- Vimla Virmani, from a 1999 obituary notice.
- Born: 12 April 1919 Lyallpur (now Faisalabad)
- Died: November 1999
- Other names: Vimala Virmani
- Occupation: Neurologist

= Vimla Virmani =

Indian neurologist

Vimla Virmani (12 April 1919 – November 1999), also seen as Vimala Virmani, was an Indian neurologist. In 1978, she became the first woman to serve as president of the Neurological Society of India.

== Early life ==
Virmani was born in Lyallpur (now Faisalabad, Pakistan), the daughter of Hakim Rai. She was educated at home. She earned a master's degree in psychology by taking classes informally at the Forman Christian College in Lahore. She attended Khalsa College in Amritsar and earned a medical degree at Grant Medical College. She pursued further studies on a year's fellowship in London in 1961 and 1962.

== Career ==
Virmani was a researcher with the Indian Council of Medical Research, and practiced as a neurologist at Lady Hardinge Medical College and Hospital. She was a professor of neurology at All India Institute of Medical Sciences (AIIMS) from 1964, and head of the neurology department from 1975 to 1979. She was a visiting professor of neurology at the Neurological Institute in Montreal in 1969 and 1970, at Banaras Hindu University in 1973, and at Sree Chitra Tirunal Institute for Medical Sciences and Technology (SCTIMST) in 1979. Her research ranged widely in subjects, but often involved neuromuscular dysfunction and spinal muscular atrophy.
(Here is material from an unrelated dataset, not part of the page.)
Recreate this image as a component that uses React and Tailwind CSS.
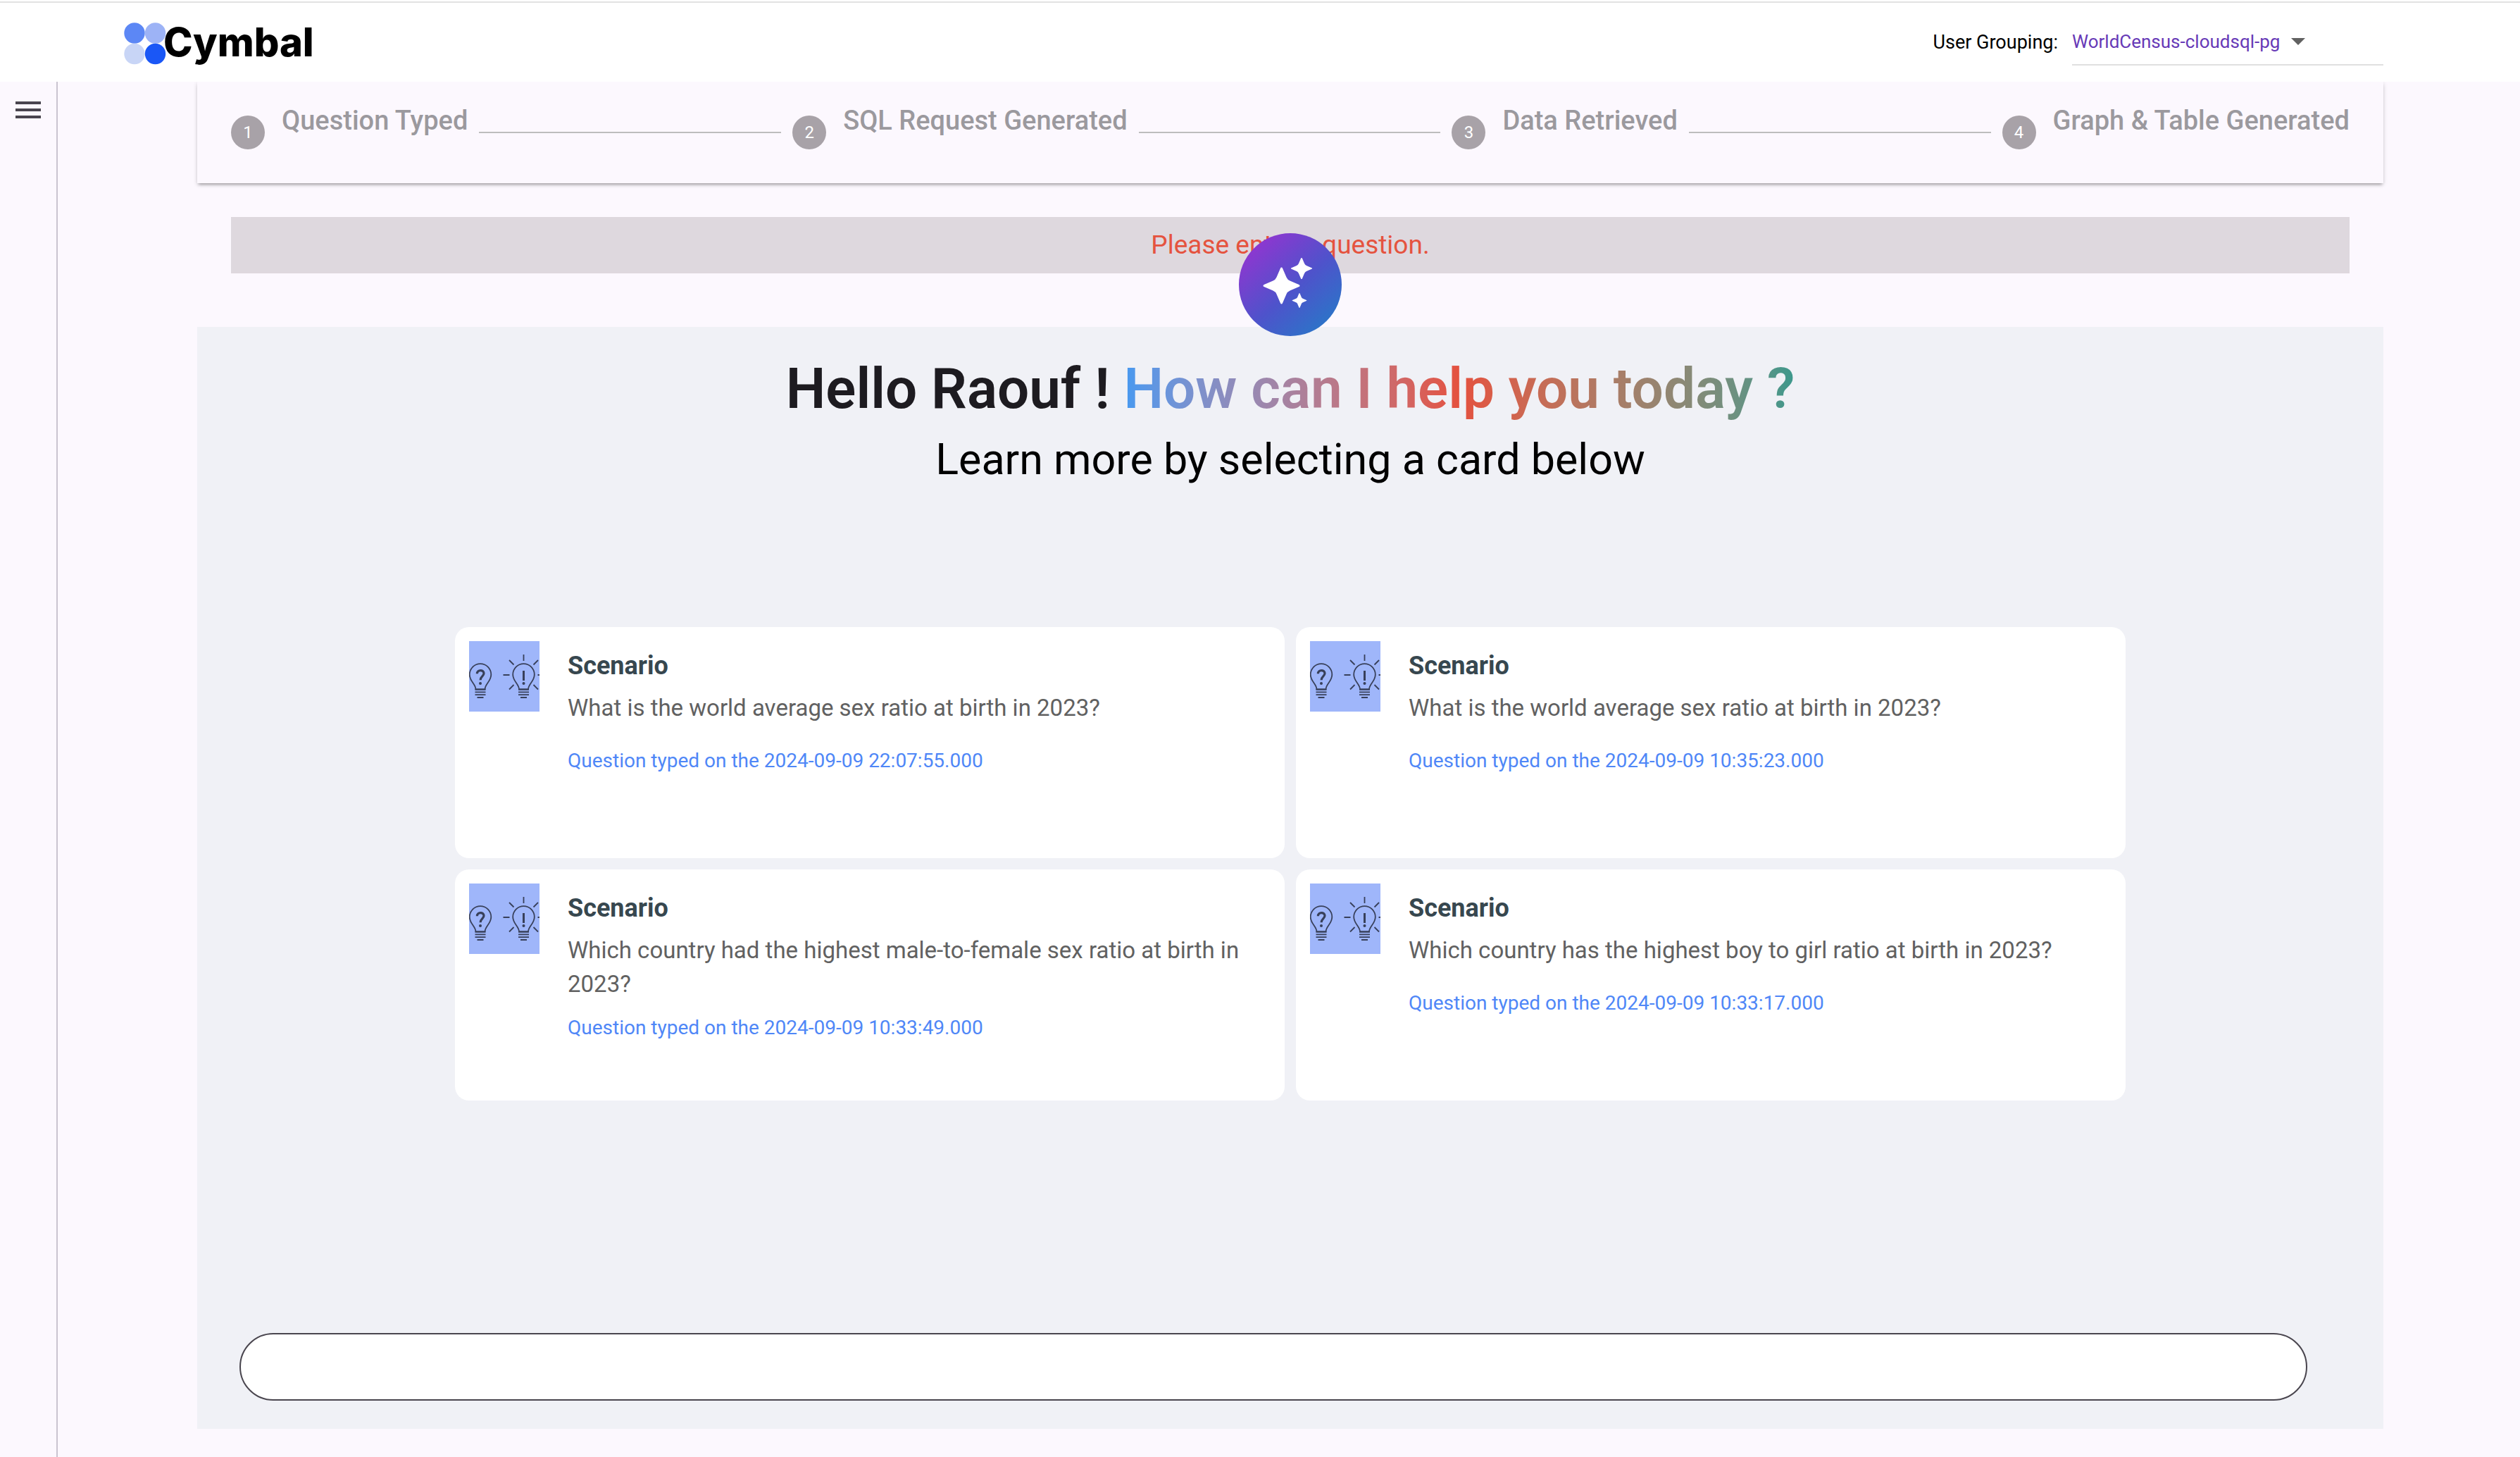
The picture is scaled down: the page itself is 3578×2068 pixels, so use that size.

In 1978, Virmani became the first woman to serve as president of the Neurological Society of India. She was a founding member of the Delhi Neurological Group, a precursor of the Delhi Neurological Association. In 1975, she attended the Asian and Oceanian Congress of Neurology in Bangkok, and was national advisor to the WHO/IAMS Seminar on Epilepsy in Bangalore. She was named a fellow of the Royal College of Physicians of Edinburgh in 1976.

== Personal life ==
Virmani died in 1999, aged 80 years. The Vimla Virmani Award is a bronze medal and a cash prize given annually by the National Academy of Medical Sciences "for outstanding work in the field of physical and/or psychosociological rehabilitation of neurologically and/or mentally afflicted subjects". Among the recipients of the Vimla Virmani Award have been M. V. Padma Srivastava and Manas Kumar Mandal.